RECORDS FOR PROCESSING -
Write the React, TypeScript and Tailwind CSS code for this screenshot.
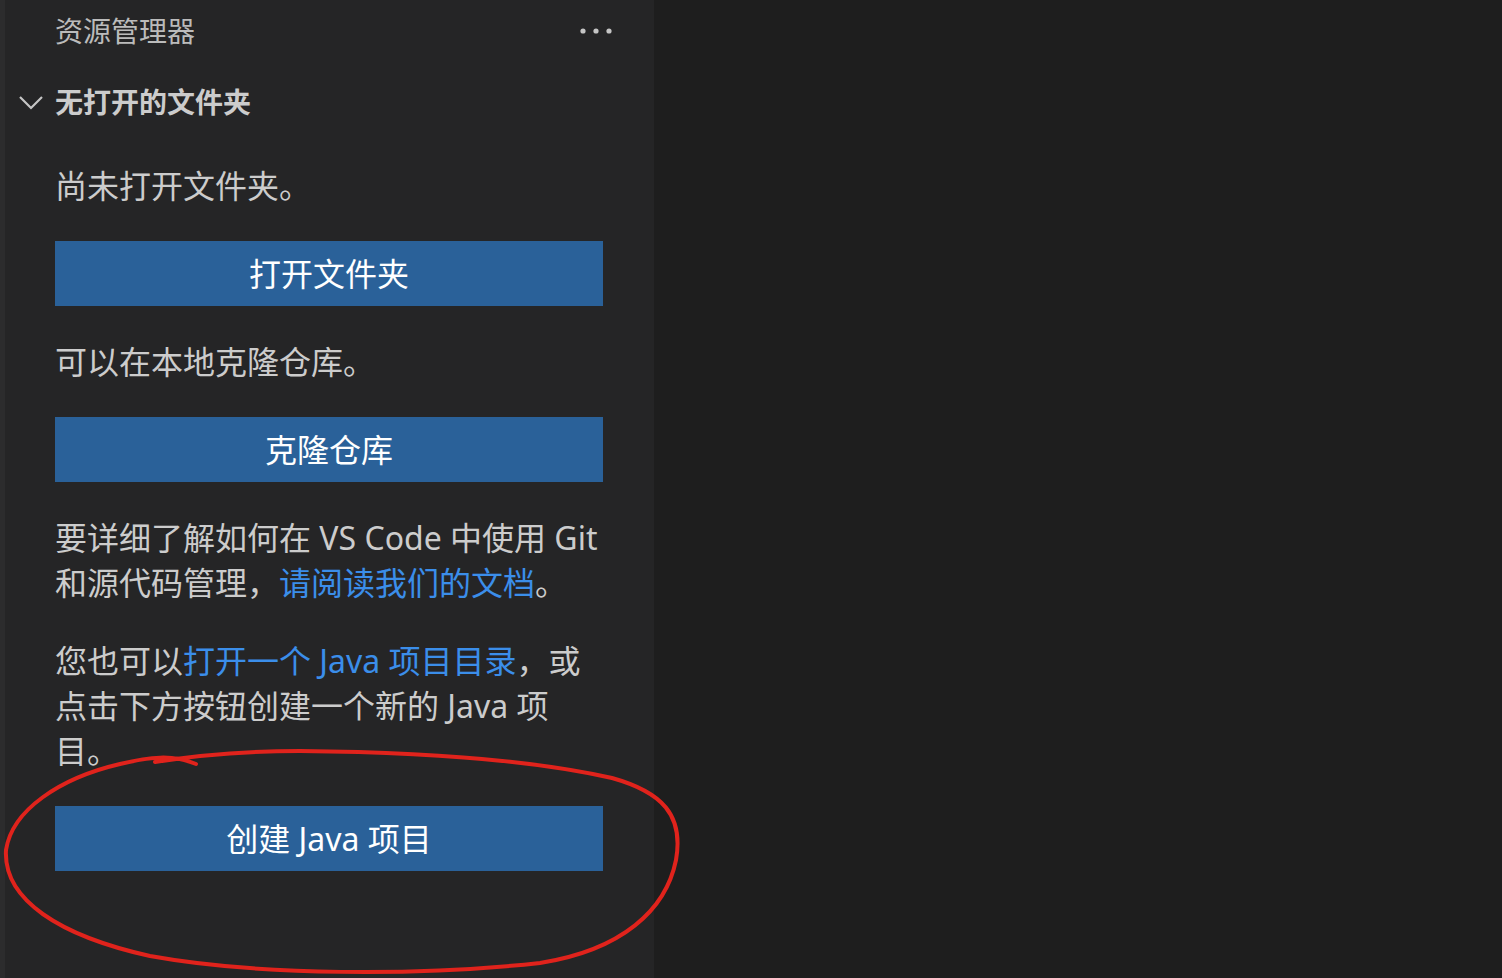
import { useState } from 'react';

const font = { fontFamily: '"Noto Sans", "Noto Sans CJK SC", sans-serif' };

function Ellipsis() {
  return (
    <svg width="34" height="10" viewBox="0 0 34 10" className="text-[#c5c5c5]">
      <circle cx="4" cy="5" r="2.6" fill="currentColor" />
      <circle cx="17" cy="5" r="2.6" fill="currentColor" />
      <circle cx="30" cy="5" r="2.6" fill="currentColor" />
    </svg>
  );
}

function Chevron() {
  return (
    <svg width="26" height="16" viewBox="0 0 26 16" fill="none">
      <polyline points="2,3 13,14 24,3" stroke="#c5c5c5" strokeWidth="2.2" />
    </svg>
  );
}

function Button({ label }: { label: string }) {
  return (
    <button className="h-[65px] w-full bg-[#2a6199] text-[32px] text-white leading-none">
      {label}
    </button>
  );
}

function Link({ children }: { children: React.ReactNode }) {
  return <a className="text-[#3b8eea] cursor-pointer">{children}</a>;
}

export default function App() {
  const [open] = useState(true);

  return (
    <div className="relative flex h-[978px] w-[1502px] overflow-hidden bg-[#1e1e1e]" style={font}>
      <div className="w-[5px] bg-[#2c2c2d]" />
      <aside className="flex w-[649px] flex-col bg-[#252526]">
        <header className="flex h-[62px] items-center justify-between pl-[50px] pr-[41px]">
          <span className="text-[28px] text-[#bbbbbb]">资源管理器</span>
          <Ellipsis />
        </header>

        <div className="flex h-[80px] items-center">
          <div className="flex w-[50px] items-center justify-center pl-[2px]">
            <Chevron />
          </div>
          <span className="text-[28px] font-bold text-[#cccccc]">无打开的文件夹</span>
        </div>

        {open && (
          <div className="flex flex-col gap-[33px] pl-[50px] pr-[51px] pt-[21px] text-[32px] leading-[45px] text-[#cccccc]">
            <p>尚未打开文件夹。</p>
            <Button label="打开文件夹" />
            <p>可以在本地克隆仓库。</p>
            <Button label="克隆仓库" />
            <p className="whitespace-nowrap">
              要详细了解如何在 VS Code 中使用 Git
              <br />
              和源代码管理，<Link>请阅读我们的文档</Link>。
            </p>
            <p className="whitespace-nowrap">
              您也可以<Link>打开一个 Java 项目目录</Link>，或
              <br />
              点击下方按钮创建一个新的 Java 项
              <br />
              目。
            </p>
            <Button label="创建 Java 项目" />
          </div>
        )}
      </aside>
      <main className="flex-1 bg-[#1e1e1e]" />

      {/* red annotation circle drawn on top of the screenshot */}
      <svg
        className="pointer-events-none absolute left-0 top-0"
        width="1502"
        height="978"
        viewBox="0 0 1502 978"
        fill="none"
      >
        <path
          d="M196,764 C172,754 150,757 120,764 C60,778 12,810 6,850 C3,900 60,936 150,956 C260,976 420,976 540,963 C622,950 666,910 676,860 C684,815 662,792 612,778 C532,760 420,752 300,751 C240,751 192,756 155,762"
          stroke="#e0231c"
          strokeWidth="4"
          strokeLinecap="round"
        />
      </svg>
    </div>
  );
}
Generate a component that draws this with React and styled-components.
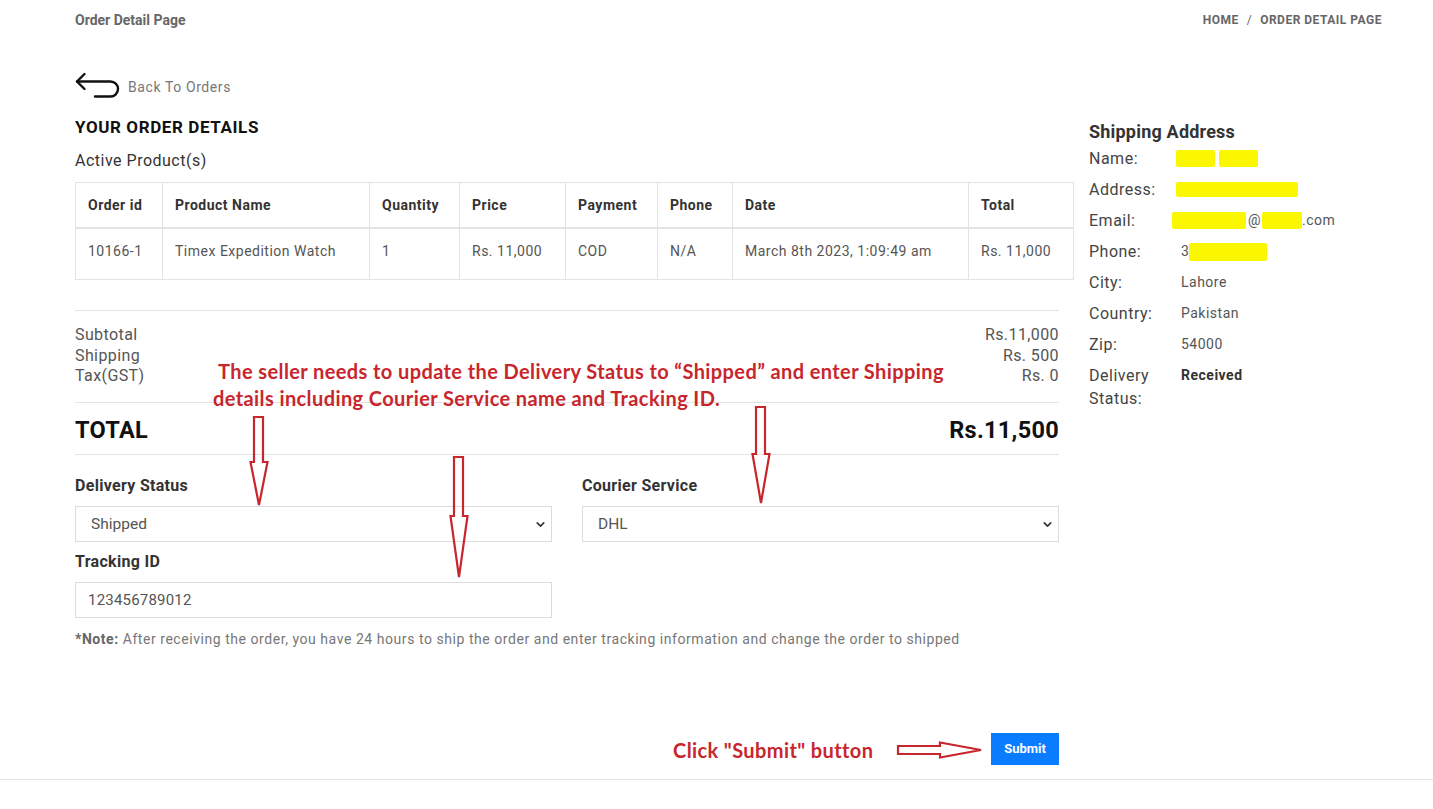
import React from "react";
import styled, { createGlobalStyle } from "styled-components";
import { ChevronDown } from "lucide-react";

const GlobalStyle = createGlobalStyle`
  body {
    margin: 0;
    background: #fff;
    font-family: Roboto, "Liberation Sans", Arial, sans-serif;
    color: #555;
  }
  * { box-sizing: border-box; }
`;

const Page = styled.div`
  position: relative;
  width: 1433px;
  min-height: 809px;
`;

const TopBar = styled.div`
  display: flex;
  justify-content: space-between;
  align-items: center;
  padding: 12px 51px 0 75px;
  height: 28px;
`;

const PageTitle = styled.div`
  font-size: 14px;
  font-weight: 700;
  color: #666;
`;

const Crumbs = styled.div`
  font-size: 12px;
  font-weight: 700;
  color: #666;
  letter-spacing: 0.5px;
  text-transform: uppercase;
  span { margin: 0 8px; font-weight: 400; }
`;

const Body = styled.div`
  padding: 0 0 0 75px;
  border-bottom: 1px solid #e2e2e2;
  padding-bottom: 14px;
`;

const BackLink = styled.a`
  display: flex;
  align-items: center;
  gap: 7px;
  margin-top: 44px;
  height: 27px;
  font-size: 14px;
  letter-spacing: 0.6px;
  color: #777;
  text-decoration: none;
  span { margin-top: 3px; }
`;

const Columns = styled.div`
  display: flex;
  gap: 30px;
  margin-top: 18px;
`;

const LeftCol = styled.div`
  width: 984px;
  display: flex;
  flex-direction: column;
`;

const RightCol = styled.div`
  width: 300px;
  padding-top: 4px;
`;

const Heading = styled.h2`
  margin: 0;
  font-size: 17px;
  line-height: 20px;
  font-weight: 700;
  color: #111;
  letter-spacing: 0.6px;
`;

const SubHeading = styled.div`
  margin-top: 14px;
  font-size: 16px;
  line-height: 20px;
  color: #333;
  letter-spacing: 0.5px;
`;

const Table = styled.table`
  margin-top: 11px;
  width: 998px;
  border-collapse: collapse;
  table-layout: fixed;
  font-size: 14px;

  th, td {
    border: 1px solid #e2e3e6;
    text-align: left;
    line-height: 20px;
    padding: 12px 12px;
    vertical-align: top;
  }
  th {
    font-weight: 700;
    color: #333;
    letter-spacing: 0.5px;
    border-bottom-width: 2px;
  }
  td {
    color: #555;
    letter-spacing: 0.5px;
    padding-bottom: 18px;
  }
`;

const Rule = styled.hr`
  border: 0;
  border-top: 1px solid #e3e3e3;
  margin: ${(p) => p.$top || 0}px 0 0;
  width: 100%;
`;

const Summary = styled.div`
  display: flex;
  justify-content: space-between;
  margin-top: 14px;
  font-size: 16px;
  line-height: 20.5px;
  color: #555;
  letter-spacing: 0.4px;
`;

const Figures = styled.div`
  text-align: right;
`;

const TotalRow = styled.div`
  display: flex;
  justify-content: space-between;
  align-items: center;
  margin-top: 13px;
  height: 28px;
  font-size: 23.5px;
  font-weight: 700;
  color: #111;
  letter-spacing: 0.3px;
`;

const FormGrid = styled.div`
  display: grid;
  grid-template-columns: 477px 477px;
  column-gap: 30px;
  margin-top: 21px;
`;

const Field = styled.div`
  display: flex;
  flex-direction: column;
  margin-bottom: ${(p) => p.$gap || 0}px;
`;

const Label = styled.label`
  font-size: 16px;
  line-height: 20px;
  font-weight: 700;
  color: #333;
  letter-spacing: 0.3px;
  margin-bottom: 10px;
`;

const SelectWrap = styled.div`
  position: relative;
  height: 36px;
  svg {
    position: absolute;
    right: 5px;
    top: 12px;
    pointer-events: none;
  }
`;

const Select = styled.select`
  appearance: none;
  width: 100%;
  height: 36px;
  border: 1px solid #dcdcdc;
  border-radius: 0;
  background: #fff;
  padding: 0 15px;
  font-family: Roboto, sans-serif;
  font-size: 15.5px;
  color: #555;
`;

const Input = styled.input`
  width: 100%;
  height: 36px;
  border: 1px solid #dcdcdc;
  padding: 0 12px;
  font-family: Roboto, sans-serif;
  font-size: 15px;
  color: #555;
  letter-spacing: 0.2px;
`;

const Note = styled.p`
  margin: 13px 0 0;
  font-size: 14px;
  line-height: 16px;
  color: #777;
  letter-spacing: 0.55px;
  b { color: #666; }
`;

const Actions = styled.div`
  display: flex;
  justify-content: flex-end;
  margin-top: 86px;
`;

const SubmitButton = styled.button`
  width: 68px;
  height: 32px;
  border: 0;
  background: #0a7cff;
  color: #fff;
  font-family: Roboto, sans-serif;
  font-size: 13px;
  font-weight: 700;
`;

const AddressTitle = styled.h3`
  margin: 0;
  font-size: 18px;
  line-height: 22px;
  font-weight: 700;
  color: #333;
  letter-spacing: 0.2px;
`;

const InfoRow = styled.div`
  display: grid;
  grid-template-columns: 92px 1fr;
  margin-top: ${(p) => (p.$first ? 4 : 8)}px;
  line-height: 23px;
`;

const InfoLabel = styled.div`
  font-size: 16px;
  color: #444;
  letter-spacing: 0.5px;
`;

const InfoValue = styled.div`
  font-size: 14px;
  color: #555;
  letter-spacing: 0.5px;
  display: flex;
  align-items: ${(p) => (p.$top ? "flex-start" : "center")};
  font-weight: ${(p) => (p.$bold ? 700 : 400)};
  ${(p) => p.$bold && "color: #333;"}
`;

const Marker = styled.span`
  display: inline-block;
  height: ${(p) => p.$h || 17}px;
  width: ${(p) => p.$w}px;
  margin-left: ${(p) => p.$ml || 0}px;
  margin-right: ${(p) => p.$mr || 0}px;
  background: #fbf700;
  border-radius: 2px;
`;

const Callout = styled.div`
  position: absolute;
  left: ${(p) => p.$x}px;
  top: ${(p) => p.$y}px;
  font-family: Lato, "Open Sans", sans-serif;
  font-weight: 700;
  font-size: 20px;
  letter-spacing: 0.4px;
  line-height: 27px;
  color: #c8262d;
  white-space: nowrap;
`;

const Indent = styled.div`
  padding-left: 5px;
`;

const ArrowSvg = styled.svg`
  position: absolute;
  left: ${(p) => p.$x}px;
  top: ${(p) => p.$y}px;
  overflow: visible;
`;

const DownArrow = ({ x, y, len, headAt }) => (
  <ArrowSvg $x={x} $y={y} width="22" height={len} viewBox={`0 0 22 ${len}`}>
    <path
      d={`M6 1 H15 V${headAt} H19.5 L11 ${len - 1} L2.5 ${headAt} H6 Z`}
      fill="none"
      stroke="#c8262d"
      strokeWidth="2.2"
    />
  </ArrowSvg>
);

const RightArrow = ({ x, y }) => (
  <ArrowSvg $x={x} $y={y} width="86" height="18" viewBox="0 0 86 18">
    <path
      d="M1 5 H43 V1.5 L84 9 L43 16.5 V13 H1 Z"
      fill="none"
      stroke="#c8262d"
      strokeWidth="2.2"
    />
  </ArrowSvg>
);

const BackIcon = () => (
  <svg width="46" height="27" viewBox="0 0 46 27" fill="none" stroke="#111" strokeWidth="2.4" strokeLinecap="round">
    <path d="M2 9.5 H35.5 A7.5 7.5 0 0 1 35.5 24.5 H20" />
    <path d="M9.5 2 L2 9.5 L9.5 17" strokeLinejoin="round" />
  </svg>
);

const columns = [
  ["Order id", 87],
  ["Product Name", 207],
  ["Quantity", 90],
  ["Price", 106],
  ["Payment", 92],
  ["Phone", 75],
  ["Date", 236],
  ["Total", 105],
];

const row = ["10166-1", "Timex Expedition Watch", "1", "Rs. 11,000", "COD", "N/A", "March 8th 2023, 1:09:49 am", "Rs. 11,000"];

export default function App() {
  return (
    <Page>
      <GlobalStyle />
      <TopBar>
        <PageTitle>Order Detail Page</PageTitle>
        <Crumbs>
          Home<span>/</span>Order Detail Page
        </Crumbs>
      </TopBar>

      <Body>
        <BackLink href="#">
          <BackIcon />
          <span>Back To Orders</span>
        </BackLink>

        <Columns>
          <LeftCol>
            <Heading>YOUR ORDER DETAILS</Heading>
            <SubHeading>Active Product(s)</SubHeading>
            <Table>
              <colgroup>
                {columns.map(([name, w]) => (
                  <col key={name} style={{ width: w }} />
                ))}
              </colgroup>
              <thead>
                <tr>
                  {columns.map(([name]) => (
                    <th key={name}>{name}</th>
                  ))}
                </tr>
              </thead>
              <tbody>
                <tr>
                  {row.map((v, i) => (
                    <td key={i}>{v}</td>
                  ))}
                </tr>
              </tbody>
            </Table>

            <Rule $top={30} />
            <Summary>
              <div>
                Subtotal
                <br />
                Shipping
                <br />
                Tax(GST)
              </div>
              <Figures>
                Rs.11,000
                <br />
                Rs. 500
                <br />
                Rs. 0
              </Figures>
            </Summary>
            <Rule $top={15} />
            <TotalRow>
              <span>TOTAL</span>
              <span>Rs.11,500</span>
            </TotalRow>
            <Rule $top={10} />

            <FormGrid>
              <Field $gap={10}>
                <Label>Delivery Status</Label>
                <SelectWrap>
                  <Select defaultValue="Shipped">
                    <option>Received</option>
                    <option>Shipped</option>
                    <option>Delivered</option>
                  </Select>
                  <ChevronDown size={13} strokeWidth={3} color="#333" />
                </SelectWrap>
              </Field>
              <Field $gap={10}>
                <Label>Courier Service</Label>
                <SelectWrap>
                  <Select defaultValue="DHL">
                    <option>DHL</option>
                    <option>TCS</option>
                    <option>Leopards</option>
                  </Select>
                  <ChevronDown size={13} strokeWidth={3} color="#333" />
                </SelectWrap>
              </Field>
              <Field>
                <Label>Tracking ID</Label>
                <Input defaultValue="123456789012" />
              </Field>
            </FormGrid>

            <Note>
              <b>*Note:</b> After receiving the order, you have 24 hours to ship the order and enter tracking information and change the order to shipped
            </Note>

            <Actions>
              <SubmitButton>Submit</SubmitButton>
            </Actions>
          </LeftCol>

          <RightCol>
            <AddressTitle>Shipping Address</AddressTitle>
            <InfoRow $first>
              <InfoLabel>Name:</InfoLabel>
              <InfoValue>
                <Marker $w={39} $ml={-5} $mr={4} />
                <Marker $w={39} />
              </InfoValue>
            </InfoRow>
            <InfoRow>
              <InfoLabel>Address:</InfoLabel>
              <InfoValue>
                <Marker $w={122} $ml={-5} $h={15} />
              </InfoValue>
            </InfoRow>
            <InfoRow>
              <InfoLabel>Email:</InfoLabel>
              <InfoValue>
                <Marker $w={74} $ml={-9} $mr={2} />@<Marker $w={40} $ml={1} />.com
              </InfoValue>
            </InfoRow>
            <InfoRow>
              <InfoLabel>Phone:</InfoLabel>
              <InfoValue>
                3<Marker $w={78} $h={18} />
              </InfoValue>
            </InfoRow>
            <InfoRow>
              <InfoLabel>City:</InfoLabel>
              <InfoValue>Lahore</InfoValue>
            </InfoRow>
            <InfoRow>
              <InfoLabel>Country:</InfoLabel>
              <InfoValue>Pakistan</InfoValue>
            </InfoRow>
            <InfoRow>
              <InfoLabel>Zip:</InfoLabel>
              <InfoValue>54000</InfoValue>
            </InfoRow>
            <InfoRow>
              <InfoLabel>
                Delivery
                <br />
                Status:
              </InfoLabel>
              <InfoValue $bold $top>Received</InfoValue>
            </InfoRow>
          </RightCol>
        </Columns>
      </Body>

      <Callout $x={213} $y={358}>
        <Indent>The seller needs to update the Delivery Status to “Shipped” and enter Shipping</Indent>
        <div>details including Courier Service name and Tracking ID.</div>
      </Callout>
      <DownArrow x={248} y={416} len={90} headAt={46} />
      <DownArrow x={448} y={456} len={122} headAt={60} />
      <DownArrow x={750} y={406} len={98} headAt={48} />

      <Callout $x={673} $y={737}>Click "Submit" button</Callout>
      <RightArrow x={897} y={741} />
    </Page>
  );
}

STATED TASK -
List each line of the records that holds the string "components".

RESPONSE BELOW -
Generate a component that draws this with React and styled-components.
import styled, { createGlobalStyle } from "styled-components";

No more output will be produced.